UN biodiversity talks end in China's Kunming with new funding pledges
France and Britain also promised to direct more of their climate budgets to protecting biodiversity
China, the European Union and Japan were among countries pledging to spend more on slowing down rapid species loss at talks this week in China to prepare for a new global biodiversity pact.
Nearly 3,000 delegates participated in the "COP15" talks that ended on Friday in the southwestern city of Kunming, with almost 2,500 connecting online, the Secretariat of the UN Convention of Biological Diversity (CBD) said in a press release.

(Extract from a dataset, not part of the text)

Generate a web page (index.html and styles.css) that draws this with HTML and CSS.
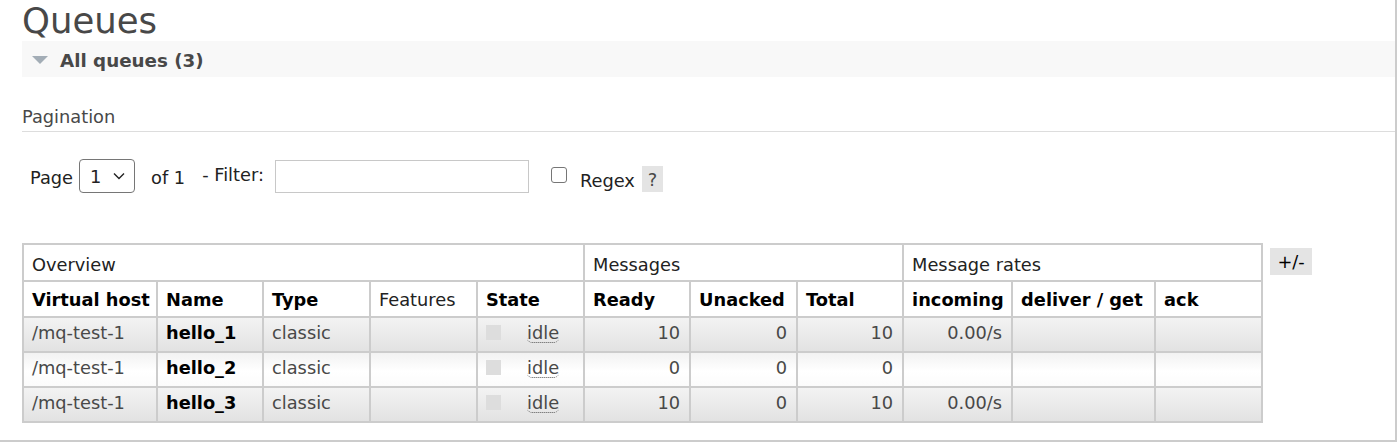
FILE: index.html
```html
<!DOCTYPE html>
<html>
<head>
<meta charset="utf-8">
<link rel="stylesheet" href="styles.css">
</head>
<body>
<div class="main">
  <h1 class="title">Queues</h1>
  <div class="section-head">
    <span class="triangle"></span>
    <h2 class="section-title">All queues (3)</h2>
  </div>
  <div class="pagination-title">Pagination</div>
  <div class="filter-row">
    <span class="lbl">Page</span>
    <span class="select"><span class="select-val">1</span>
      <svg class="chev" width="12" height="8" viewBox="0 0 12 8"><path d="M1 1.5 L6 6.5 L11 1.5" fill="none" stroke="#222" stroke-width="1.4"/></svg>
    </span>
    <span class="lbl of">of 1</span>
    <span class="lbl filter">- Filter:</span>
    <span class="input"></span>
    <span class="checkbox"></span>
    <span class="lbl regex">Regex</span>
    <span class="help">?</span>
  </div>
  <div class="table-row">
    <table class="list">
      <colgroup>
        <col class="c1"><col class="c2"><col class="c3"><col class="c4"><col class="c5">
        <col class="c6"><col class="c7"><col class="c8">
        <col class="c9"><col class="c10"><col class="c11">
      </colgroup>
      <thead>
        <tr class="group">
          <th colspan="5">Overview</th>
          <th colspan="3">Messages</th>
          <th colspan="3">Message rates</th>
        </tr>
        <tr class="cols">
          <th>Virtual host</th>
          <th>Name</th>
          <th>Type</th>
          <th class="plain">Features</th>
          <th>State</th>
          <th>Ready</th>
          <th>Unacked</th>
          <th>Total</th>
          <th>incoming</th>
          <th>deliver / get</th>
          <th>ack</th>
        </tr>
      </thead>
      <tbody>
        <tr class="odd">
          <td>/mq-test-1</td>
          <td class="name">hello_1</td>
          <td>classic</td>
          <td></td>
          <td><span class="state"><span class="sq"></span><abbr class="idle">idle</abbr></span></td>
          <td class="r">10</td>
          <td class="r">0</td>
          <td class="r">10</td>
          <td class="r">0.00/s</td>
          <td></td>
          <td></td>
        </tr>
        <tr class="even">
          <td>/mq-test-1</td>
          <td class="name">hello_2</td>
          <td>classic</td>
          <td></td>
          <td><span class="state"><span class="sq"></span><abbr class="idle">idle</abbr></span></td>
          <td class="r">0</td>
          <td class="r">0</td>
          <td class="r">0</td>
          <td class="r"></td>
          <td></td>
          <td></td>
        </tr>
        <tr class="odd">
          <td>/mq-test-1</td>
          <td class="name">hello_3</td>
          <td>classic</td>
          <td></td>
          <td><span class="state"><span class="sq"></span><abbr class="idle">idle</abbr></span></td>
          <td class="r">10</td>
          <td class="r">0</td>
          <td class="r">10</td>
          <td class="r">0.00/s</td>
          <td></td>
          <td></td>
        </tr>
      </tbody>
    </table>
    <span class="toggle">+/-</span>
  </div>
</div>
</body>
</html>
```
FILE: styles.css
```css
html, body {
  margin: 0;
  padding: 0;
  background: #fff;
}
body {
  font-family: "DejaVu Sans", Verdana, sans-serif;
  font-size: 17.8px;
  color: #484848;
}
.main {
  box-sizing: border-box;
  width: 1397px;
  height: 442px;
  border-right: 2px solid #ccc;
  border-bottom: 2px solid #ccc;
  padding-left: 22px;
  overflow: hidden;
}
.title {
  margin: 0;
  padding-top: 1px;
  font-size: 35.5px;
  line-height: 40px;
  font-weight: normal;
  color: #484848;
}
.section-head {
  display: flex;
  align-items: center;
  height: 36px;
  background: #f8f8f8;
  padding-left: 10px;
}
.triangle {
  width: 0;
  height: 0;
  border-left: 8px solid transparent;
  border-right: 8px solid transparent;
  border-top: 8px solid #a3adb6;
  margin-top: 2px;
}
.section-title {
  margin: 0 0 0 12px;
  padding-top: 3px;
  font-size: 18.3px;
  font-weight: bold;
  color: #484848;
}
.pagination-title {
  margin-top: 29px;
  line-height: 21px;
  padding-bottom: 4px;
  border-bottom: 1px solid #ddd;
}
.filter-row {
  display: flex;
  align-items: flex-start;
  margin-top: 27px;
  height: 34px;
  padding-left: 8px;
}
.lbl {
  line-height: 21px;
  color: #222;
  margin-top: 8px;
}
.select {
  box-sizing: border-box;
  display: flex;
  align-items: center;
  width: 56px;
  height: 34px;
  margin-left: 6px;
  border: 1px solid #767676;
  border-radius: 4px;
  padding-left: 10px;
  color: #222;
}
.select-val {
  flex: 1;
}
.chev {
  margin-right: 9px;
}
.lbl.of {
  margin-left: 16px;
}
.lbl.filter {
  margin-left: 17px;
  margin-top: 5px;
}
.input {
  box-sizing: border-box;
  width: 254px;
  height: 33px;
  margin-left: 11px;
  margin-top: 1px;
  border: 1px solid #c8c8c8;
  background: #fff;
}
.checkbox {
  box-sizing: border-box;
  width: 16px;
  height: 16px;
  margin-left: 22px;
  margin-top: 8px;
  border: 1px solid #767676;
  border-radius: 3px;
}
.lbl.regex {
  margin-left: 13px;
  margin-top: 11px;
}
.help {
  display: flex;
  align-items: center;
  justify-content: center;
  width: 21px;
  height: 26px;
  margin-left: 7px;
  margin-top: 7px;
  background: #e4e4e4;
  color: #484848;
}
.table-row {
  display: flex;
  align-items: flex-start;
  margin-top: 50px;
}
table.list {
  width: 1241px;
  table-layout: fixed;
  border-collapse: separate;
  border-spacing: 0;
  border: 1px solid #ccc;
}
.c1 { width: 134px; }
.c2 { width: 106px; }
.c3 { width: 107px; }
.c4 { width: 107px; }
.c5 { width: 107px; }
.c6 { width: 106px; }
.c7 { width: 107px; }
.c8 { width: 106px; }
.c9 { width: 109px; }
.c10 { width: 143px; }
.c11 { width: 107px; }
table.list th,
table.list td {
  border: 1px solid #ccc;
  height: 20px;
  line-height: 20px;
  padding: 9px 9px 5px 8px;
  text-align: left;
  white-space: nowrap;
  overflow: hidden;
}
table.list th {
  background: #fff;
  color: #000;
  font-weight: bold;
}
table.list tr.group th {
  padding-top: 10px;
  padding-bottom: 5px;
}
table.list tr.cols th {
  padding-top: 8px;
  padding-bottom: 6px;
}
table.list tr.group th,
table.list th.plain {
  font-weight: normal;
  color: #222;
}
table.list td {
  color: #484848;
  padding-top: 5px;
  padding-bottom: 8px;
}
table.list td.name {
  color: #000;
  font-weight: bold;
}
table.list td.r {
  text-align: right;
}
tr.odd td {
  background: linear-gradient(to bottom, #f3f3f3, #e2e2e2);
}
tr.even td {
  background: linear-gradient(to bottom, #f2f2f2, #ffffff 55%, #fbfbfb);
}
.state {
  display: flex;
  align-items: center;
}
.sq {
  width: 15px;
  height: 15px;
  background: #dddddd;
  margin-right: 26px;
  margin-top: -2px;
}
.idle {
  text-decoration: none;
  border-bottom: 1px dotted #555;
  border-radius: 5px;
  line-height: 19px;
  color: #484848;
}
.toggle {
  display: flex;
  align-items: center;
  justify-content: center;
  width: 42px;
  height: 27px;
  margin-left: 7px;
  margin-top: 5px;
  background: #e4e4e4;
  color: #000;
}
```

Further negotiations will take place in Geneva in January before delegates return to Kunming in April to put the finishing touches to a post-2020 deal aimed at "bending the curve of biodiversity loss".
Apart from the 1.5 billion yuan ($233.21 million) pledged by Chinese President Xi Jinping as part of a new "Kunming Biodiversity Fund", the European Union also said it would double funding for biodiversity.
France and Britain also promised to direct more of their climate budgets to protecting biodiversity, and Japan announced a $17 million extension to its own biodiversity fund.
Huang Runqiu, China's environment minister and the president of COP15, said global environmental governance was facing "unprecedented challenges" as the rate of global species extinction accelerates.